Reproduce all of the data below without alteration; exclude every picture.
### Available data
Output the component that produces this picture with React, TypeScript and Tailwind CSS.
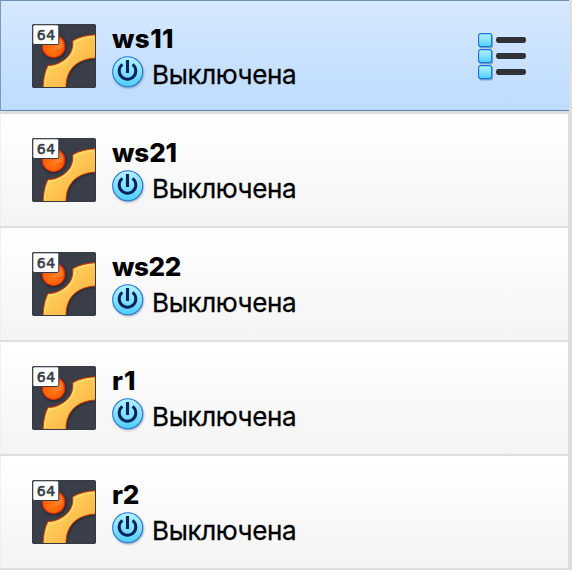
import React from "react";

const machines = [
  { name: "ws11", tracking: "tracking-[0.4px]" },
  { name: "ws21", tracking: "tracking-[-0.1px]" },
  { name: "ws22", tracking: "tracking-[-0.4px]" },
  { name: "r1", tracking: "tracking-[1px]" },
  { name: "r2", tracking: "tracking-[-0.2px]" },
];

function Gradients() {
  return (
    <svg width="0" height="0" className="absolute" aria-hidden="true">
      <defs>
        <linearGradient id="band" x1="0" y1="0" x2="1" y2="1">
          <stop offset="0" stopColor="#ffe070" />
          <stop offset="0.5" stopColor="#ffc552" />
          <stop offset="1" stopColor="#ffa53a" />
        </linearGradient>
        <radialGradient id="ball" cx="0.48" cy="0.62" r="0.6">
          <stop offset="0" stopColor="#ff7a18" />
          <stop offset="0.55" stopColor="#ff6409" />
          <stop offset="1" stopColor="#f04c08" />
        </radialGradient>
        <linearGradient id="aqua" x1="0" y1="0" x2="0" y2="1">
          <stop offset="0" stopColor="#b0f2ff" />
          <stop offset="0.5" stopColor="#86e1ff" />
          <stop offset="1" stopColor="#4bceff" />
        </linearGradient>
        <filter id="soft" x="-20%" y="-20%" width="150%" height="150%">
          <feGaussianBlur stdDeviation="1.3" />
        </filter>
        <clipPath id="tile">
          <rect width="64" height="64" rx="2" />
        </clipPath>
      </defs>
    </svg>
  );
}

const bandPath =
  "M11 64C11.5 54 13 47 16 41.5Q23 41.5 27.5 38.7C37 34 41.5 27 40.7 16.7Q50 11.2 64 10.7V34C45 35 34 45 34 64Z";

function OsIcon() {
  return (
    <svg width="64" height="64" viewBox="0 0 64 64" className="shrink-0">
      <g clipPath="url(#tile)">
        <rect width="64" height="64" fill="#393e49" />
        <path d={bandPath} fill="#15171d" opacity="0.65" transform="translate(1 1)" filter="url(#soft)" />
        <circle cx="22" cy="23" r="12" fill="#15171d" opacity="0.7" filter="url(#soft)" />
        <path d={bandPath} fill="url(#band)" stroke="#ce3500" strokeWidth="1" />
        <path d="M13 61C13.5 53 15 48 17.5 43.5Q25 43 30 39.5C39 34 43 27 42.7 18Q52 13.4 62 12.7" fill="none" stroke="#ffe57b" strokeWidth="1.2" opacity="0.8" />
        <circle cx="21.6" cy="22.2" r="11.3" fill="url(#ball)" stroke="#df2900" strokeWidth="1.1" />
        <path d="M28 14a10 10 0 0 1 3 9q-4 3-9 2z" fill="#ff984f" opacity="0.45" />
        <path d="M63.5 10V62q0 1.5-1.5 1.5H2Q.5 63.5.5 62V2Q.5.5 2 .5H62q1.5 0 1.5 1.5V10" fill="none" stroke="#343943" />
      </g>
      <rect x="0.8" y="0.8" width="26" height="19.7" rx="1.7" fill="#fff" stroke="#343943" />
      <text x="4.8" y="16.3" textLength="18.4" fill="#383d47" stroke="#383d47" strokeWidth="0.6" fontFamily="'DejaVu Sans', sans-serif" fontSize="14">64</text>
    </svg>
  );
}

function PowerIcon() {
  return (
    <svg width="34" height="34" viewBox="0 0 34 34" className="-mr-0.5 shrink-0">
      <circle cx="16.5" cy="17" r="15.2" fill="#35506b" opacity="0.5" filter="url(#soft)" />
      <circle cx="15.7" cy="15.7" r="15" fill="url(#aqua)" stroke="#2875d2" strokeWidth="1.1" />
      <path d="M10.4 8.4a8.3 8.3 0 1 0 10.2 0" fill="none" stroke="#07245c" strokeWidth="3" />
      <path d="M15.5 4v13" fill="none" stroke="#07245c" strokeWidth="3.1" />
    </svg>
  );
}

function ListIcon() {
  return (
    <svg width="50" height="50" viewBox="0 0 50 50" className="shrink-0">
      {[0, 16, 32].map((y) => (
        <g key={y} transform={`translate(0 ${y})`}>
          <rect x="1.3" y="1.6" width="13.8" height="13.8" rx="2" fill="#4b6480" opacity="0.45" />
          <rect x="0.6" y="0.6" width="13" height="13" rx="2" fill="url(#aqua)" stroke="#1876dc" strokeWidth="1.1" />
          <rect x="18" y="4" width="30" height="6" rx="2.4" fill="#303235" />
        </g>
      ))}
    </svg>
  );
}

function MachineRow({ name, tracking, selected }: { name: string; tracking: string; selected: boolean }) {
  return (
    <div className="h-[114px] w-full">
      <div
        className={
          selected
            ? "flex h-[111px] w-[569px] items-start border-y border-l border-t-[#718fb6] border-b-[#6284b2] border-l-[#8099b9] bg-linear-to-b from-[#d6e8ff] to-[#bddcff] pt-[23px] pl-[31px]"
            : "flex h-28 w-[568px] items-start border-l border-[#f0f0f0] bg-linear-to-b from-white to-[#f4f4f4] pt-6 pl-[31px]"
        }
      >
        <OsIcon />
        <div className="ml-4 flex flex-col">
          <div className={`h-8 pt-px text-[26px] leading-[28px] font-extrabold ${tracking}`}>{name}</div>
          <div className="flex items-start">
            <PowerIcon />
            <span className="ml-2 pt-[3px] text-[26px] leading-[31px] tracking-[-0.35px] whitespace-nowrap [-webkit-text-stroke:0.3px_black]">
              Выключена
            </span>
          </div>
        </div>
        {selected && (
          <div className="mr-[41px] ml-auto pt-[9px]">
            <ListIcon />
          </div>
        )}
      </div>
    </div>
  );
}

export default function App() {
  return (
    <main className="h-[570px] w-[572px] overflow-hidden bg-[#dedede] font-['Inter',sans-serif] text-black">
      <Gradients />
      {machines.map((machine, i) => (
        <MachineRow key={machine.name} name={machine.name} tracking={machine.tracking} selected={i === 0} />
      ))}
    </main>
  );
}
######
Result:
Output the component that produces this picture with React, TypeScript and Tailwind CSS.
import React from "react";

const machines = [
  { name: "ws11", tracking: "tracking-[0.4px]" },
  { name: "ws21", tracking: "tracking-[-0.1px]" },
  { name: "ws22", tracking: "tracking-[-0.4px]" },
  { name: "r1", tracking: "tracking-[1px]" },
  { name: "r2", tracking: "tracking-[-0.2px]" },
];

function Gradients() {
  return (
    <svg width="0" height="0" className="absolute" aria-hidden="true">
      <defs>
        <linearGradient id="band" x1="0" y1="0" x2="1" y2="1">
          <stop offset="0" stopColor="#ffe070" />
          <stop offset="0.5" stopColor="#ffc552" />
          <stop offset="1" stopColor="#ffa53a" />
        </linearGradient>
        <radialGradient id="ball" cx="0.48" cy="0.62" r="0.6">
          <stop offset="0" stopColor="#ff7a18" />
          <stop offset="0.55" stopColor="#ff6409" />
          <stop offset="1" stopColor="#f04c08" />
        </radialGradient>
        <linearGradient id="aqua" x1="0" y1="0" x2="0" y2="1">
          <stop offset="0" stopColor="#b0f2ff" />
          <stop offset="0.5" stopColor="#86e1ff" />
          <stop offset="1" stopColor="#4bceff" />
        </linearGradient>
        <filter id="soft" x="-20%" y="-20%" width="150%" height="150%">
          <feGaussianBlur stdDeviation="1.3" />
        </filter>
        <clipPath id="tile">
          <rect width="64" height="64" rx="2" />
        </clipPath>
      </defs>
    </svg>
  );
}

const bandPath =
  "M11 64C11.5 54 13 47 16 41.5Q23 41.5 27.5 38.7C37 34 41.5 27 40.7 16.7Q50 11.2 64 10.7V34C45 35 34 45 34 64Z";

function OsIcon() {
  return (
    <svg width="64" height="64" viewBox="0 0 64 64" className="shrink-0">
      <g clipPath="url(#tile)">
        <rect width="64" height="64" fill="#393e49" />
        <path d={bandPath} fill="#15171d" opacity="0.65" transform="translate(1 1)" filter="url(#soft)" />
        <circle cx="22" cy="23" r="12" fill="#15171d" opacity="0.7" filter="url(#soft)" />
        <path d={bandPath} fill="url(#band)" stroke="#ce3500" strokeWidth="1" />
        <path d="M13 61C13.5 53 15 48 17.5 43.5Q25 43 30 39.5C39 34 43 27 42.7 18Q52 13.4 62 12.7" fill="none" stroke="#ffe57b" strokeWidth="1.2" opacity="0.8" />
        <circle cx="21.6" cy="22.2" r="11.3" fill="url(#ball)" stroke="#df2900" strokeWidth="1.1" />
        <path d="M28 14a10 10 0 0 1 3 9q-4 3-9 2z" fill="#ff984f" opacity="0.45" />
        <path d="M63.5 10V62q0 1.5-1.5 1.5H2Q.5 63.5.5 62V2Q.5.5 2 .5H62q1.5 0 1.5 1.5V10" fill="none" stroke="#343943" />
      </g>
      <rect x="0.8" y="0.8" width="26" height="19.7" rx="1.7" fill="#fff" stroke="#343943" />
      <text x="4.8" y="16.3" textLength="18.4" fill="#383d47" stroke="#383d47" strokeWidth="0.6" fontFamily="'DejaVu Sans', sans-serif" fontSize="14">64</text>
    </svg>
  );
}

function PowerIcon() {
  return (
    <svg width="34" height="34" viewBox="0 0 34 34" className="-mr-0.5 shrink-0">
      <circle cx="16.5" cy="17" r="15.2" fill="#35506b" opacity="0.5" filter="url(#soft)" />
      <circle cx="15.7" cy="15.7" r="15" fill="url(#aqua)" stroke="#2875d2" strokeWidth="1.1" />
      <path d="M10.4 8.4a8.3 8.3 0 1 0 10.2 0" fill="none" stroke="#07245c" strokeWidth="3" />
      <path d="M15.5 4v13" fill="none" stroke="#07245c" strokeWidth="3.1" />
    </svg>
  );
}

function ListIcon() {
  return (
    <svg width="50" height="50" viewBox="0 0 50 50" className="shrink-0">
      {[0, 16, 32].map((y) => (
        <g key={y} transform={`translate(0 ${y})`}>
          <rect x="1.3" y="1.6" width="13.8" height="13.8" rx="2" fill="#4b6480" opacity="0.45" />
          <rect x="0.6" y="0.6" width="13" height="13" rx="2" fill="url(#aqua)" stroke="#1876dc" strokeWidth="1.1" />
          <rect x="18" y="4" width="30" height="6" rx="2.4" fill="#303235" />
        </g>
      ))}
    </svg>
  );
}

function MachineRow({ name, tracking, selected }: { name: string; tracking: string; selected: boolean }) {
  return (
    <div className="h-[114px] w-full">
      <div
        className={
          selected
            ? "flex h-[111px] w-[569px] items-start border-y border-l border-t-[#718fb6] border-b-[#6284b2] border-l-[#8099b9] bg-linear-to-b from-[#d6e8ff] to-[#bddcff] pt-[23px] pl-[31px]"
            : "flex h-28 w-[568px] items-start border-l border-[#f0f0f0] bg-linear-to-b from-white to-[#f4f4f4] pt-6 pl-[31px]"
        }
      >
        <OsIcon />
        <div className="ml-4 flex flex-col">
          <div className={`h-8 pt-px text-[26px] leading-[28px] font-extrabold ${tracking}`}>{name}</div>
          <div className="flex items-start">
            <PowerIcon />
            <span className="ml-2 pt-[3px] text-[26px] leading-[31px] tracking-[-0.35px] whitespace-nowrap [-webkit-text-stroke:0.3px_black]">
              Выключена
            </span>
          </div>
        </div>
        {selected && (
          <div className="mr-[41px] ml-auto pt-[9px]">
            <ListIcon />
          </div>
        )}
      </div>
    </div>
  );
}

export default function App() {
  return (
    <main className="h-[570px] w-[572px] overflow-hidden bg-[#dedede] font-['Inter',sans-serif] text-black">
      <Gradients />
      {machines.map((machine, i) => (
        <MachineRow key={machine.name} name={machine.name} tracking={machine.tracking} selected={i === 0} />
      ))}
    </main>
  );
}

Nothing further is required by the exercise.